Hace un tiempo dejé de mirar a través de un lente para utilizar la vista, dejé de grabar para recordar y escribir, dejé de usar Instagram y Facebook para concentrarme en lo que verdaderamente me rodea. Ya no miro objetos lejanos ni busco encuadres perfectos, me dediqué simplemente a vivir, a sentir, a dejarme atrapar por la realidad, por el presente, por lo único que existe que es el ahora. Y así dejé el mundo de las apariencias, así encontré como reconfortarme, como sentir que no estoy perdiendo el tiempo. Pude soltarme definitivamente, dejaron de importarme las cosas externas, dedicarme a lo que sucede en mi interior en relación con mi entorno. Descubrí una manera de ver que no pasa por la vista, una manera que es efímera en su circunstancia pero eterna en su eco, en el resueno de lo que no muere, lo que no desaparece porque no es publicable, nos moldea, nos transforma, nos modifica.
En toda esta manera de afrontar la vida, las vivencias, este viaje por el norte, pude ver que el Estado Nación que nos homogeneiza nunca jamás logrará concretar su tarea.

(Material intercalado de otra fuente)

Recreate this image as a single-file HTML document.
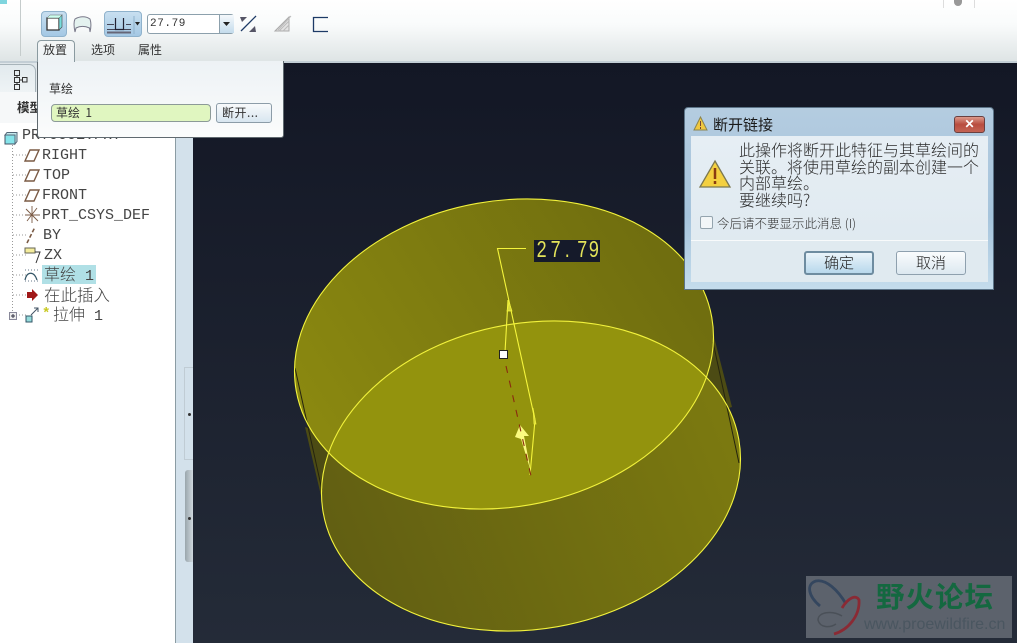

Nunca será capaz de eliminar un pasado. No va a borrar la historia del imperio Inca que llegó a estas tierras, tampoco le va a devolver su lugar ni su lengua a los Aymaras, tampoco en los otros puntos del país va a ocultar para siempre a los Mapuches ni a lo Guaraníes que supieron vivir en armonía con la naturaleza (quizás porque todavía la ciencia era escasa).

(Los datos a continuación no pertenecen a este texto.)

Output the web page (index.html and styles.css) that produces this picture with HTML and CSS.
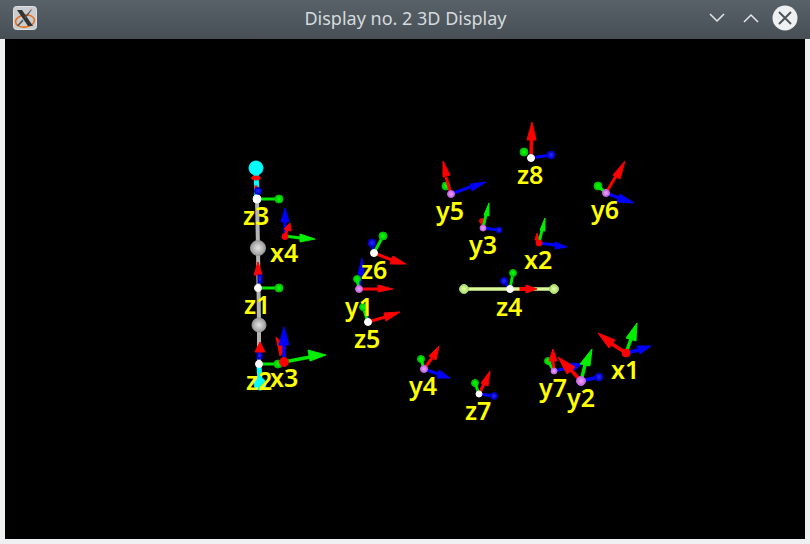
FILE: index.html
```html
<!DOCTYPE html>
<html>

<head>
  <meta charset="utf-8">
  <title>Display no. 2 3D Display</title>
  <link rel="stylesheet" href="styles.css">
</head>

<body>

  <div class="titlebar">
    <svg class="app-icon" width="24" height="24" viewBox="0 0 24 24">
      <rect x="0.5" y="0.5" width="23" height="23" rx="3" fill="#c9cdd0" stroke="#dfe1e3" />
      <ellipse cx="12" cy="15" rx="9.5" ry="6" fill="none" stroke="#e8701c" stroke-width="1.6" transform="rotate(-8 12 15)" />
      <path d="M4 4h5l11 16h-5z" fill="#333333" />
      <path d="M19 3.500l-6.500 9-1-1.500 6.500-7.500zM9.500 13.500l1 1.500-5 5h-2z" fill="#555555" />
    </svg>
    <div class="title">Display no. 2 3D Display</div>
    <div class="buttons">
      <svg width="16" height="10" viewBox="0 0 16 10">
        <path d="M1 1l7 7 7-7" class="chevron" />
      </svg>
      <svg width="16" height="10" viewBox="0 0 16 10">
        <path d="M1 9l7-7 7 7" class="chevron" />
      </svg>
      <svg width="26" height="26" viewBox="0 0 26 26">
        <circle cx="13" cy="13" r="12.5" fill="#eff0f1" />
        <path d="M7 7l12 12M19 7l-12 12" class="cross" />
      </svg>
    </div>
  </div>

  <div class="viewport">
    <!-- coordinates are the same as on the full screenshot -->
    <svg class="scene" width="800" height="500" viewBox="5 39 800 500">
      <defs>
        <radialGradient id="ball-gray"><stop offset="0" stop-color="#e4e4e4" /><stop offset="1" stop-color="#9a9a9a" /></radialGradient>
        <radialGradient id="ball-violet"><stop offset="0" stop-color="#f0a0ff" /><stop offset="1" stop-color="#c468e0" /></radialGradient>
        <radialGradient id="ball-green"><stop offset="0" stop-color="#10ff10" /><stop offset="1" stop-color="#00c400" /></radialGradient>
        <radialGradient id="ball-blue"><stop offset="0" stop-color="#2828ff" /><stop offset="1" stop-color="#0000c4" /></radialGradient>
        <radialGradient id="ball-lime"><stop offset="0" stop-color="#e8ffb0" /><stop offset="1" stop-color="#a8dc68" /></radialGradient>
      </defs>

      <!-- skeleton -->
      <line class="bone" x1="257" y1="199" x2="258" y2="248" />
      <line class="bone" x1="258" y1="248" x2="259" y2="325" />
      <line class="bone" x1="259" y1="325" x2="259" y2="364" />
      <line class="cyan" x1="256" y1="168" x2="257" y2="199" />
      <line class="cyan" x1="259" y1="364" x2="260" y2="384" />
      <circle class="c-cyan" cx="256" cy="168" r="7" />
      <circle class="c-cyan" cx="260" cy="384" r="6" />
      <circle class="c-gray" cx="258" cy="248" r="7.500" />
      <circle class="c-gray" cx="259" cy="325" r="7" />
      <line class="lime" x1="464" y1="289" x2="554" y2="289" />
      <circle class="c-lime" cx="464" cy="289" r="4.500" />
      <circle class="c-lime" cx="554" cy="289" r="4.500" />

      <!-- z3 -->
      <ellipse class="c-red" cx="256" cy="178" rx="4.500" ry="2" />
      <rect class="c-red" x="255" y="186" width="2" height="3" />
      <circle class="c-blue" cx="258" cy="191" r="3.500" />
      <line class="g" x1="257" y1="199" x2="279" y2="199" />
      <circle class="c-green" cx="279" cy="199" r="4" />
      <circle class="c-white" cx="257" cy="199" r="4" />

      <!-- x4 -->
      <line class="b" x1="285" y1="236" x2="285" y2="222" />
      <polygon class="f-b" points="285,208 289,222 281,222" />
      <line class="r" x1="285" y1="236" x2="288" y2="228" />
      <polygon class="f-r" points="290,223 291,231 284,229" />
      <line class="g" x1="285" y1="236" x2="300" y2="238" />
      <polygon class="f-g" points="315,239 300,242 300,234" />
      <circle class="c-red" cx="285" cy="236.500" r="3" />

      <!-- z1 -->
      <polygon class="f-r" points="258,262 262,275 254,275" />
      <rect class="c-blue" x="258" y="275" width="4" height="8" />
      <line class="g" x1="258" y1="288" x2="279" y2="288" />
      <circle class="c-green" cx="279" cy="288" r="4" />
      <circle class="c-white" cx="258" cy="288" r="3.500" />

      <!-- z2 -->
      <rect class="c-blue" x="257" y="352" width="5" height="7" />
      <polygon class="f-r" points="260,342 265,352 255,352" />
      <line class="g" x1="259" y1="364" x2="279" y2="364" />
      <circle class="c-green" cx="278" cy="364" r="4" />
      <circle class="c-white" cx="259" cy="364" r="3.500" />

      <!-- x3 -->
      <polygon class="f-r" points="276,337 286,348 280,356" />
      <line class="b big" x1="284" y1="362" x2="284" y2="345" />
      <polygon class="f-b" points="284,327 289,345 279,345" />
      <line class="g big" x1="284" y1="362" x2="310" y2="357" />
      <polygon class="f-g" points="326,355 308,350 310,361" />
      <circle class="c-red" cx="284" cy="362" r="4.500" />

      <!-- z6 -->
      <line class="b" x1="374" y1="253" x2="372" y2="243" />
      <circle class="c-blue" cx="372" cy="243" r="4" />
      <line class="g" x1="374" y1="253" x2="383" y2="236" />
      <circle class="c-green" cx="383" cy="236" r="4" />
      <line class="r" x1="374" y1="253" x2="392" y2="260" />
      <polygon class="f-r" points="406,264 390,264 393,256" />
      <circle class="c-white" cx="374" cy="253" r="3.500" />

      <!-- y1 -->
      <line class="b" x1="359" y1="289" x2="361" y2="274" />
      <polygon class="f-b" points="362,258 364,275 358,274" />
      <circle class="c-green" cx="357" cy="279" r="3.500" />
      <line class="g" x1="359" y1="289" x2="357" y2="279" />
      <line class="r" x1="359" y1="289" x2="378" y2="289" />
      <polygon class="f-r" points="393,289 378,292 378,285" />
      <circle class="c-violet" cx="359" cy="289" r="3.500" />

      <!-- z5 -->
      <line class="b" x1="368" y1="322" x2="366" y2="308" />
      <line class="g" x1="368" y1="322" x2="363" y2="307" />
      <circle class="c-green" cx="363" cy="307" r="3.500" />
      <line class="r" x1="368" y1="322" x2="385" y2="317" />
      <polygon class="f-r" points="400,312 386,321 384,313" />
      <circle class="c-white" cx="368" cy="322" r="3.500" />

      <!-- y5 -->
      <circle class="c-green" cx="446" cy="186" r="4" />
      <line class="r" x1="451" y1="194" x2="446" y2="177" />
      <polygon class="f-r" points="443,161 450,175 443,177" />
      <line class="b" x1="451" y1="194" x2="470" y2="187" />
      <polygon class="f-b" points="486,182 472,191 470,184" />
      <circle class="c-violet" cx="451" cy="194" r="3.500" />

      <!-- y3 -->
      <line class="r" x1="483" y1="228" x2="482" y2="221" />
      <circle class="c-red" cx="482" cy="221" r="2.500" />
      <line class="g" x1="483" y1="228" x2="486" y2="215" />
      <polygon class="f-g" points="489,203 489,216 484,215" />
      <line class="b" x1="483" y1="228" x2="499" y2="230" />
      <circle class="c-blue" cx="499" cy="230" r="3" />
      <circle class="c-violet" cx="483" cy="228" r="3" />

      <!-- x2 -->
      <polygon class="f-r" points="537,233 540,241 535,240" />
      <line class="g" x1="539" y1="243" x2="542" y2="230" />
      <polygon class="f-g" points="545,218 545,231 540,230" />
      <line class="b" x1="539" y1="243" x2="555" y2="245" />
      <polygon class="f-b" points="567,247 555,249 555,242" />
      <circle class="c-red" cx="539" cy="243" r="3" />

      <!-- z8 -->
      <circle class="c-green" cx="524" cy="152" r="4" />
      <line class="r big" x1="531" y1="158" x2="531.500" y2="140" />
      <polygon class="f-r" points="532,122 536,140 527,140" />
      <line class="b" x1="531" y1="158" x2="551" y2="155" />
      <circle class="c-blue" cx="551" cy="155" r="4" />
      <circle class="c-white" cx="531" cy="158" r="3.500" />

      <!-- y6 -->
      <circle class="c-green" cx="598" cy="186" r="4" />
      <line class="g" x1="606" y1="193" x2="598" y2="186" />
      <line class="r" x1="606" y1="193" x2="616" y2="176" />
      <polygon class="f-r" points="625,161 620,179 613,175" />
      <line class="b" x1="606" y1="193" x2="619" y2="198" />
      <polygon class="f-b" points="634,203 617,202 620,194" />
      <circle class="c-violet" cx="606" cy="193" r="3.500" />

      <!-- z4 -->
      <line class="b" x1="510" y1="289" x2="504" y2="281" />
      <circle class="c-blue" cx="504" cy="281" r="3.500" />
      <line class="g" x1="510" y1="289" x2="513" y2="273" />
      <circle class="c-green" cx="513" cy="273" r="3.500" />
      <polygon class="f-r" points="537,289 526,285 526,293" />
      <rect class="c-red" x="520" y="287.500" width="7" height="3" />
      <circle class="c-white" cx="510" cy="289" r="3.500" />

      <!-- x1 -->
      <line class="r big" x1="626" y1="353" x2="612" y2="344" />
      <polygon class="f-r" points="598,333 615,340 609,348" />
      <line class="g big" x1="626" y1="353" x2="631" y2="339" />
      <polygon class="f-g" points="637,323 636,341 626,338" />
      <line class="b big" x1="626" y1="353" x2="639" y2="350" />
      <polygon class="f-b" points="651,346 640,354 637,346" />
      <circle class="c-red" cx="626" cy="353" r="4" />

      <!-- y7 -->
      <circle class="c-green" cx="548" cy="361" r="3.500" />
      <line class="g" x1="554" y1="371" x2="548" y2="361" />
      <line class="b" x1="554" y1="371" x2="572" y2="367" />
      <polygon class="f-b" points="582,364 573,371 571,363" />
      <line class="r" x1="554" y1="371" x2="553" y2="361" />
      <polygon class="f-r" points="553,349 557,361 549,361" />
      <circle class="c-violet" cx="554" cy="371" r="3" />

      <!-- y2 -->
      <line class="r big" x1="581" y1="381" x2="571" y2="370" />
      <polygon class="f-r" points="558,357 575,367 567,374" />
      <line class="g big" x1="581" y1="381" x2="585" y2="365" />
      <polygon class="f-g" points="592,349 590,366 580,364" />
      <line class="b big" x1="581" y1="381" x2="599" y2="377" />
      <circle class="c-blue" cx="599" cy="377" r="4" />
      <circle class="c-violet" cx="581" cy="381" r="4.500" />

      <!-- y4 -->
      <circle class="c-green" cx="421" cy="359" r="3.500" />
      <line class="g" x1="424" y1="369" x2="421" y2="359" />
      <line class="r" x1="424" y1="369" x2="432" y2="358" />
      <polygon class="f-r" points="439,346 436,360 429,356" />
      <line class="b" x1="424" y1="369" x2="438" y2="374" />
      <polygon class="f-b" points="450,378 437,378 439,370" />
      <circle class="c-violet" cx="424" cy="369" r="3.500" />

      <!-- z7 -->
      <circle class="c-green" cx="475" cy="383" r="3.500" />
      <line class="g" x1="479" y1="394" x2="475" y2="383" />
      <line class="r" x1="479" y1="394" x2="484" y2="384" />
      <polygon class="f-r" points="490,371 488,386 481,383" />
      <line class="b" x1="479" y1="394" x2="494" y2="396" />
      <circle class="c-blue" cx="494" cy="396" r="3.500" />
      <circle class="c-white" cx="479" cy="394" r="3" />

      <!-- labels -->
      <text class="label" x="243" y="225">z3</text>
      <text class="label" x="270" y="262">x4</text>
      <text class="label" x="244" y="314">z1</text>
      <text class="label" x="246" y="390">z2</text>
      <text class="label" x="270" y="387">x3</text>
      <text class="label" x="361" y="279">z6</text>
      <text class="label" x="345" y="316">y1</text>
      <text class="label" x="354" y="348">z5</text>
      <text class="label" x="436" y="220">y5</text>
      <text class="label" x="469" y="254">y3</text>
      <text class="label" x="524" y="269">x2</text>
      <text class="label" x="517" y="184">z8</text>
      <text class="label" x="591" y="219">y6</text>
      <text class="label" x="496" y="316">z4</text>
      <text class="label" x="611" y="379">x1</text>
      <text class="label" x="539" y="397">y7</text>
      <text class="label" x="567" y="407">y2</text>
      <text class="label" x="409" y="395">y4</text>
      <text class="label" x="465" y="420">z7</text>
    </svg>
  </div>

</body>

</html>
```

FILE: styles.css
```css
body {
  margin: 0;
  background-color: #eff0f1;
  font-family: "Noto Sans", sans-serif;
}

/* window decoration */
.titlebar {
  display: grid;
  grid-template-columns: 1fr auto 1fr;
  align-items: center;
  height: 39px;
  padding: 0 12px 3px 13px;
  box-sizing: border-box;
  background: linear-gradient(#586269, #474f55);
}

.app-icon {
  display: block;
}

.title {
  font-size: 18px;
  line-height: 24px;
  color: #d6dadd;
}

.buttons {
  display: flex;
  align-items: center;
  justify-content: flex-end;
  gap: 18px;
}

.buttons svg {
  display: block;
}

.buttons svg:last-child {
  margin-left: -5px;
}

.chevron {
  fill: none;
  stroke: #e4e6e8;
  stroke-width: 1.5;
}

.cross {
  fill: none;
  stroke: #4d565d;
  stroke-width: 2;
}

/* 3d view */
.viewport {
  margin: 0 5px;
  background-color: #000;
}

.scene {
  display: block;
}

.scene line {
  stroke-width: 3;
}

.scene .big {
  stroke-width: 3.5;
}

.scene .bone {
  stroke: #b4b4b4;
  stroke-width: 4;
}

.scene .cyan {
  stroke: #00ffff;
  stroke-width: 5;
}

.scene .lime {
  stroke: #d8fa98;
  stroke-width: 3.5;
}

.scene polygon,
.scene circle {
  stroke-width: 1;
}

.r {
  stroke: #ff0000;
}

.g {
  stroke: #00e800;
}

.b {
  stroke: #0000ff;
}

.f-r,
.c-red {
  fill: #ff0000;
  stroke: #ff0000;
}

.f-g {
  fill: #00f000;
  stroke: #00f000;
}

.f-b {
  fill: #0000ff;
  stroke: #0000ff;
}

.c-cyan {
  fill: #00ffff;
  stroke: #00ffff;
}

.c-white {
  fill: #ffffff;
  stroke: #ffffff;
}

.c-gray {
  fill: url(#ball-gray);
  stroke: #9a9a9a;
}

.c-violet {
  fill: url(#ball-violet);
  stroke: #c468e0;
}

.c-green {
  fill: url(#ball-green);
  stroke: #00c400;
}

.c-blue {
  fill: url(#ball-blue);
  stroke: #0000c4;
}

.c-lime {
  fill: url(#ball-lime);
  stroke: #a8dc68;
}

.label {
  font-family: "Noto Sans", sans-serif;
  font-size: 25px;
  font-weight: 600;
  fill: #ffff00;
}
```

Y en este marco, en el Museo de Alta Montaña de Salta tres niños de 6 y 7 años permanecen criogenizados, son Incas, murieron a 7000 metros de altura, después de viajar por días hacia las cercanías del Dios Sol, en lo alto de un volcán. Niñas con la cabeza deformada debido a que su forma cónica las hacían más atractivas. Todos ellos fueron llevados a morir por sus creencias como sacrificio y pienso. Pienso entonces en los colonizadores que mediante la barbarie acabaron con el salvaje, ¿quién es el salvaje?, ¿qué es la barbarie?. Y no hay manera de que el etnocidio sea algo valorable en ninguna época. Pero ahí están los tres niños sobre sus piernas como abrazándose a sí mismos. Y la historia no es buena, mala, linda ni fea, es simplemente la historia. Y más tarde el General San Martín, nacido correntino, ya lejos de los Incas pero liberando la misma tierra. ¿Liberando?, ¿para quién? Y el General Güemes muriendo en una emboscada para defender el norte de una ofensiva española haciendo prometer lealtad a sus soldados antes de dar su último respiro. Y hoy, todos juntos. Hoy en el Estado Nación argentino que converge todas esas historias, una bandera cargada de dolorosas historias. La representación más pura de la necesidad de paz, luego de 200 años, de 2000.
Hoy, durante este viaje, me hice atender en un hospital público, al lado mío una anciana de 75 años de edad que apenas hablaba "castellano". Y no me animé a charlar con ella porque estaba cansada y con suero. Y ahí estaba yo bajo el mismo techo, porque la atención en salud es para todo ser humano que pise esta tierra argentina. Porque este país supo elevar la bandera de los Derechos Humanos a lo más alto. Sin distinguir culturas, nacionalidades, sexo, posición social o cualquier otra manifestación que pudiera "separarnos". Y ahí estamos nuevamente todas las personas. Descendientes de Incas, de Aymaras, de Mapuches, de Guaraníes, de Tobas, de Wichis, los argentinos, los extranjeros, los que estamos de acuerdo con un Estado Grande y los que exigen bajar el gasto público.
El éxito más grande del Estado Nación no es el de homogeneizarnos, es el de humanizar a cada persona sea o no diferente, respetando su historia, su cultura y su manera de ver el mundo y de vivir la vida. Esta es la Argentina observada detenidamente.
No tengo fotos por una cuestión que ya expliqué. El viaje recién empieza.